Parece que fuera hace una eternidad, y hace tan solo un mes que una docena de clubes propusieran inicialmente la creación de una “Superliga Europea de Fútbol”, una especie de NBA con una serie de participantes clasificados de oficio (miembros natos, por así decirlo) y algunos puestos abiertos a la clasificación.
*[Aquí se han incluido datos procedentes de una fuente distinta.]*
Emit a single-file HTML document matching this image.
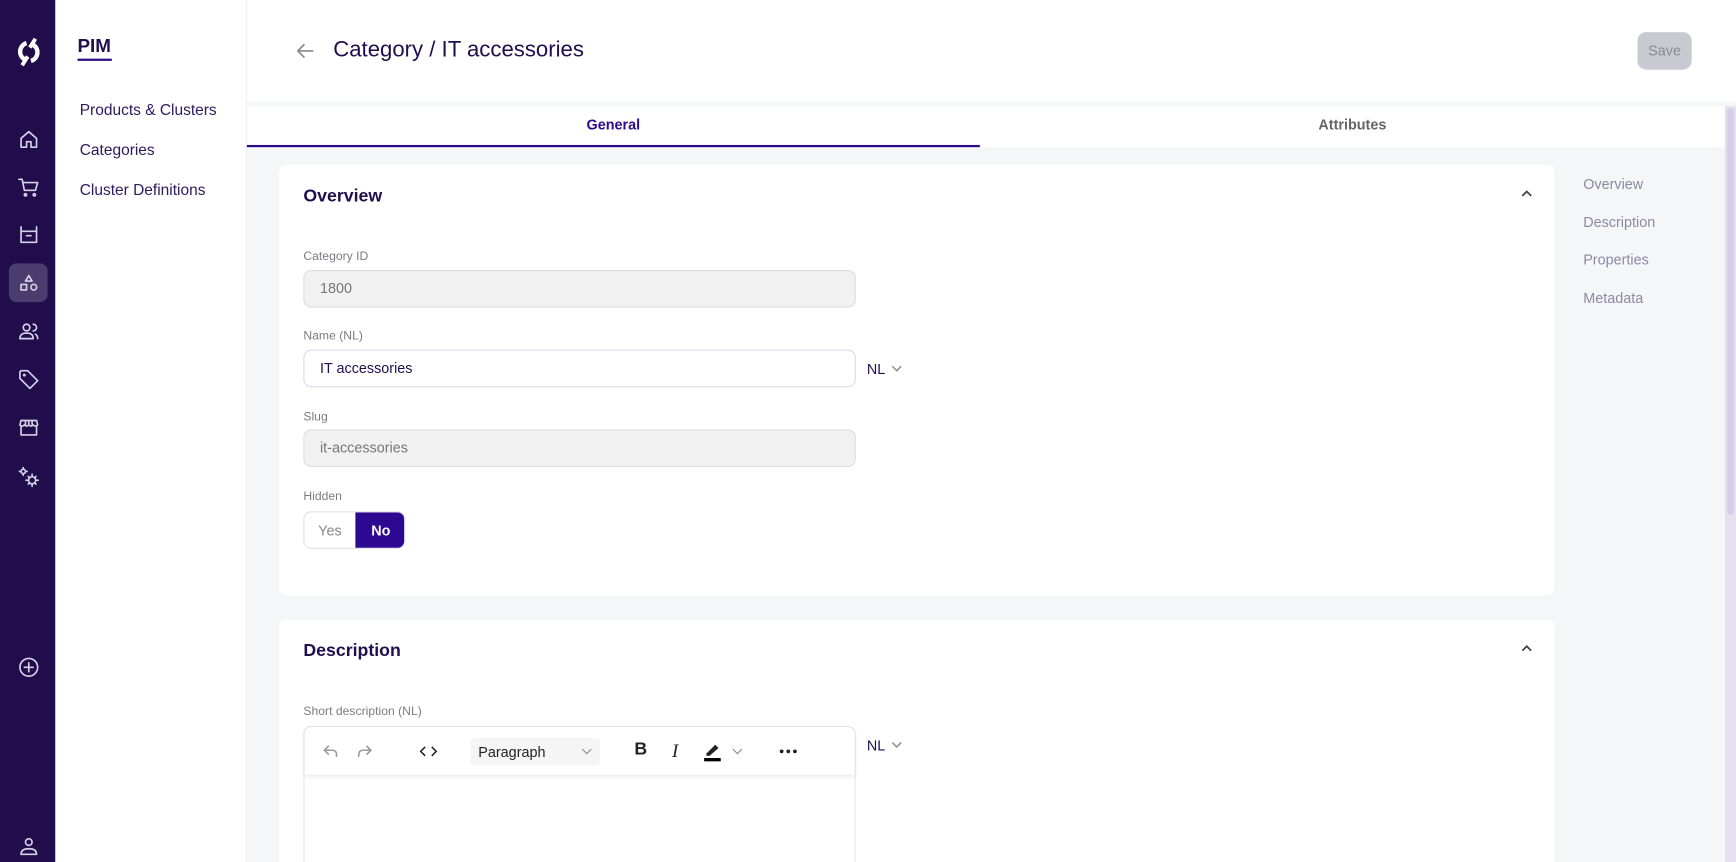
<!DOCTYPE html>
<html><head><meta charset="utf-8"><style>
html,body{margin:0;padding:0;width:1736px;height:862px;overflow:hidden;background:#f5f6f8}
#w{position:absolute;left:0;top:0;width:1568px;height:779px;overflow:hidden;transform:scale(1.10714,1.1066);transform-origin:0 0;font-family:"Liberation Sans",sans-serif;background:#f5f6f8}
.abs{position:absolute}
.sb{left:0;top:0;width:50px;height:779px;background:#210d4b}
.sb svg{position:absolute;left:15px;width:22px;height:22px;fill:none;stroke:#d6d0e6;stroke-width:1.5;stroke-linecap:round;stroke-linejoin:round}
.nav{left:50px;top:0;width:173px;height:779px;background:#fff;border-right:1px solid #eee;box-sizing:border-box}
.nav a{position:absolute;left:22px;font-size:14px;color:#2a1a5e}
.hdr{left:223px;top:0;width:1345px;height:92px;background:#fff}
.tabs{left:223px;top:96px;width:1335px;height:37px;background:#fff}
.card{background:#fff;border-radius:6px}
.h{font-size:16px;font-weight:bold;color:#1e0f4f}
.lbl{font-size:11px;color:#7b7b85}
.inp{width:499px;height:34px;box-sizing:border-box;border-radius:7px;font-size:13px;padding-left:14px;line-height:32px}
.dis{background:#f1f1f1;border:1px solid #ddd;color:#777}
.rn{left:1430px;font-size:13px;color:#8b8aa3}
.chev{stroke:#444;fill:none;stroke-width:1.6}
</style></head><body><div id="w">
<div class="abs sb">
<svg style="left:11px;top:32px;width:30px;height:30px;stroke:#fff;stroke-width:4;stroke-linecap:butt" viewBox="0 0 30 30"><path d="M19 8.5 A8 8 0 0 1 17 23"/><path d="M11 21.5 A8 8 0 0 1 13 7"/><path d="M21 3 L16 11 M9 27 L14 19" stroke-width="3.5"/></svg>
<svg style="top:115px" viewBox="0 0 22 22"><path d="M4 10 L11 4 L18 10 V18 H13 V13 H9 V18 H4Z"/></svg>
<svg style="top:158px" viewBox="0 0 22 22"><path d="M2 4 H5 L7 14 H17 L19 7 H6"/><circle cx="8" cy="18" r="1"/><circle cx="16" cy="18" r="1"/></svg>
<svg style="top:201px" viewBox="0 0 22 22"><path d="M4 4 V18 H18 V4 M4 8 H18 M9 12 H13"/></svg>
<div class="abs" style="left:8px;top:238px;width:35px;height:35px;border-radius:7px;background:#4a3c6e"></div>
<svg style="top:245px" viewBox="0 0 22 22"><path d="M11 4 L14 9 H8Z"/><rect x="4" y="12" width="5" height="5"/><circle cx="15.5" cy="14.5" r="2.6"/></svg>
<svg style="top:288px" viewBox="0 0 22 22"><circle cx="9" cy="8" r="3"/><path d="M3 18 Q3 13 9 13 Q15 13 15 18Z M15 5 A3 3 0 0 1 15 11 M17 14 Q19 15 19 18"/></svg>
<svg style="top:332px" viewBox="0 0 22 22"><path d="M3 4 V10 L12 19 L19 12 L10 3 H4Z"/><circle cx="7" cy="7" r=".6"/></svg>
<svg style="top:375px" viewBox="0 0 22 22"><path d="M4 5 H18 L19 9 Q17 11 15 9 Q13 11 11 9 Q9 11 7 9 Q5 11 3 9Z M4 10 V18 H18 V10 M8 5 V9 M11 5 V9 M14 5 V9"/></svg>
<svg style="top:420px" viewBox="0 0 22 22"><circle cx="6" cy="6" r="2"/><circle cx="14" cy="14" r="3.2"/><path d="M6 2.5V3.5M6 8.5V9.5M2.5 6H3.5M8.5 6H9.5M14 8.5V10M14 18V19.5M8.5 14H10M18 14H19.5M10.5 10.5L11.3 11.3M16.7 16.7L17.5 17.5M17.5 10.5L16.7 11.3M10.5 17.5L11.3 16.7"/></svg>
<svg style="top:592px" viewBox="0 0 22 22"><circle cx="11" cy="11" r="8"/><path d="M11 7V15M7 11H15"/></svg>
<svg style="top:754px" viewBox="0 0 22 22"><circle cx="11" cy="7" r="3"/><path d="M4 18 Q4 13 11 13 Q18 13 18 18Z"/></svg>
</div>
<div class="abs nav">
<div class="abs" style="left:20px;top:32px;font-size:17px;font-weight:bold;color:#1e0f4f">PIM</div>
<div class="abs" style="left:20px;top:53px;width:31px;height:2px;background:#2d0a8c"></div>
<a style="top:91px">Products &amp; Clusters</a>
<a style="top:127px">Categories</a>
<a style="top:163px">Cluster Definitions</a>
</div>
<div class="abs hdr">
<svg class="abs" style="left:44px;top:38px" width="18" height="16" viewBox="0 0 18 16"><path d="M16 8H2M8 2L2 8L8 14" fill="none" stroke="#888" stroke-width="1.5"/></svg>
<div class="abs" style="left:78px;top:34px;font-size:20px;color:#1e0f4f">Category / IT accessories</div>
<div class="abs" style="left:1256px;top:29px;width:49px;height:34px;border-radius:8px;background:#c9c9d1;color:#8a8a92;font-size:13px;line-height:34px;text-align:center">Save</div>
</div>
<div class="abs tabs">
<div class="abs" style="left:0;width:662px;text-align:center;top:9px;font-size:13px;font-weight:bold;color:#2d0a8c">General</div>
<div class="abs" style="left:0;top:35px;width:662px;height:2px;background:#2d0a8c"></div>
<div class="abs" style="left:662px;width:673px;text-align:center;top:9px;font-size:13px;font-weight:bold;color:#666">Attributes</div>
</div>
<div class="abs" style="left:1558px;top:96px;width:10px;height:683px;background:#e4e0f0"></div>
<div class="abs" style="left:1560px;top:98px;width:6px;height:367px;background:#d4cfe6;border-radius:3px"></div>

<div class="abs card" style="left:252px;top:149px;width:1152px;height:389px">
<div class="abs h" style="left:22px;top:20px">Overview</div>
<svg class="abs" style="left:1121px;top:21px" width="12" height="10"><path class="chev" d="M2 7L6 3L10 7"/></svg>
<div class="abs lbl" style="left:22px;top:77px">Category ID</div>
<div class="abs inp dis" style="left:22px;top:95px">1800</div>
<div class="abs lbl" style="left:22px;top:149px">Name (NL)</div>
<div class="abs inp" style="left:22px;top:167px;border:1px solid #dcd8f0;color:#1e0f4f">IT accessories</div>
<div class="abs" style="left:531px;top:177px;font-size:13px;color:#1e0f4f">NL</div>
<svg class="abs" style="left:552px;top:179px" width="12" height="10"><path d="M2 3L6 7L10 3" fill="none" stroke="#888" stroke-width="1.3"/></svg>
<div class="abs lbl" style="left:22px;top:222px">Slug</div>
<div class="abs inp dis" style="left:22px;top:239px">it-accessories</div>
<div class="abs lbl" style="left:22px;top:294px">Hidden</div>
<div class="abs" style="left:22px;top:313px;width:92px;height:34px;border:1px solid #e0e0e6;border-radius:7px;box-sizing:border-box;overflow:hidden;font-size:13px">
<div class="abs" style="left:0;width:46px;top:9px;text-align:center;color:#888">Yes</div>
<div class="abs" style="left:46px;top:0;width:46px;height:34px;background:#2d0890;color:#fff;font-weight:bold;text-align:center;line-height:33px">No</div>
</div>
</div>

<div class="abs card" style="left:252px;top:560px;width:1152px;height:219px;border-radius:6px 6px 0 0">
<div class="abs h" style="left:22px;top:20px">Description</div>
<svg class="abs" style="left:1121px;top:21px" width="12" height="10"><path class="chev" d="M2 7L6 3L10 7"/></svg>
<div class="abs lbl" style="left:22px;top:77px">Short description (NL)</div>
<div class="abs" style="left:22px;top:96px;width:499px;height:123px;border:1px solid #e4e4e8;border-bottom:none;border-radius:7px 7px 0 0;box-sizing:border-box">
<div class="abs" style="left:0;top:0;width:497px;height:43px;box-shadow:0 2px 4px rgba(0,0,0,.08);border-radius:7px 7px 0 0">
<svg class="abs" style="left:16px;top:14px" width="70" height="16" viewBox="0 0 70 16" fill="none" stroke="#999" stroke-width="1.4"><path d="M6 3L2 7L6 11M2 7H9Q13 7 13 11V13"/><path d="M40 3L44 7L40 11M44 7H37Q33 7 33 11V13"/></svg>
<svg class="abs" style="left:104px;top:16px" width="16" height="12" fill="none" stroke="#222" stroke-width="1.4"><path d="M5 2L1 6L5 10M11 2L15 6L11 10"/></svg>
<div class="abs" style="left:150px;top:10px;width:117px;height:25px;background:#f5f5f6;border-radius:3px;font-size:13px;color:#222;line-height:25px;padding-left:7px;box-sizing:border-box">Paragraph</div>
<svg class="abs" style="left:250px;top:18px" width="10" height="8"><path d="M1 2L5 6L9 2" fill="none" stroke="#888"/></svg>
<div class="abs" style="left:298px;top:12px;font-size:16px;font-weight:bold;color:#222">B</div>
<div class="abs" style="left:332px;top:12px;font-size:17px;font-style:italic;font-family:'Liberation Serif',serif;color:#222">I</div>
<svg class="abs" style="left:360px;top:12px" width="18" height="20"><path d="M3 12L11 4L14 7L6 14H3Z" fill="#222"/><rect x="1" y="16" width="15" height="3" fill="#000"/></svg>
<svg class="abs" style="left:386px;top:18px" width="10" height="8"><path d="M1 2L5 6L9 2" fill="none" stroke="#888"/></svg>
<svg class="abs" style="left:428px;top:19px" width="18" height="6"><circle cx="3" cy="3" r="1.7" fill="#222"/><circle cx="9" cy="3" r="1.7" fill="#222"/><circle cx="15" cy="3" r="1.7" fill="#222"/></svg>
</div>
</div>
<div class="abs" style="left:531px;top:106px;font-size:13px;color:#1e0f4f">NL</div>
<svg class="abs" style="left:552px;top:108px" width="12" height="10"><path d="M2 3L6 7L10 3" fill="none" stroke="#888" stroke-width="1.3"/></svg>
</div>

<div class="abs rn" style="top:159px">Overview</div>
<div class="abs rn" style="top:193px">Description</div>
<div class="abs rn" style="top:227px">Properties</div>
<div class="abs rn" style="top:262px">Metadata</div>
</div></body></html>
La competición murió casi antes
de nacer. Nada más empezar, se bajaron del carro los seis clubes ingleses (los
dos de Manchester -City y United-, los dos de Londres -Chelsea y Arsenal-, el
Liverpool y el Tottenham); les siguieron los dos clubes de Milán y el Atlético de Madrid, con lo que sólo quedaron el Real Madrid -promotor de la idea, como
hace casi tres cuartos de siglo lo fuera también de la Copa de Europa-, el
Fútbol Club Barcelona (aunque supeditando su presencia a la aprobación de
los socios) y la Juventus de Turín (que declaró, empleando no la más
afortunada de las expresiones, que existía un pacto de sangre con el
Real Madrid).
No nos engañemos: los promotores
de la competición buscaban dinero. Y no nos engañemos tampoco: los que se oponen a la misma (tanto a nivel interno como supranacional) no lo hacían por
el fair play, la defensa de los clubes modesta o su asco a una
competición elitista. No: lo hacían por el dinero, porque si la Superliga
saldría adelante, ellos perderían el control y, consiguientemente, los
ingresos.
Porque, como dice la canción, el dinero es lo que hace rodar el mundo. A lo que parece, también lo que hace rodar el esférico en el balompié.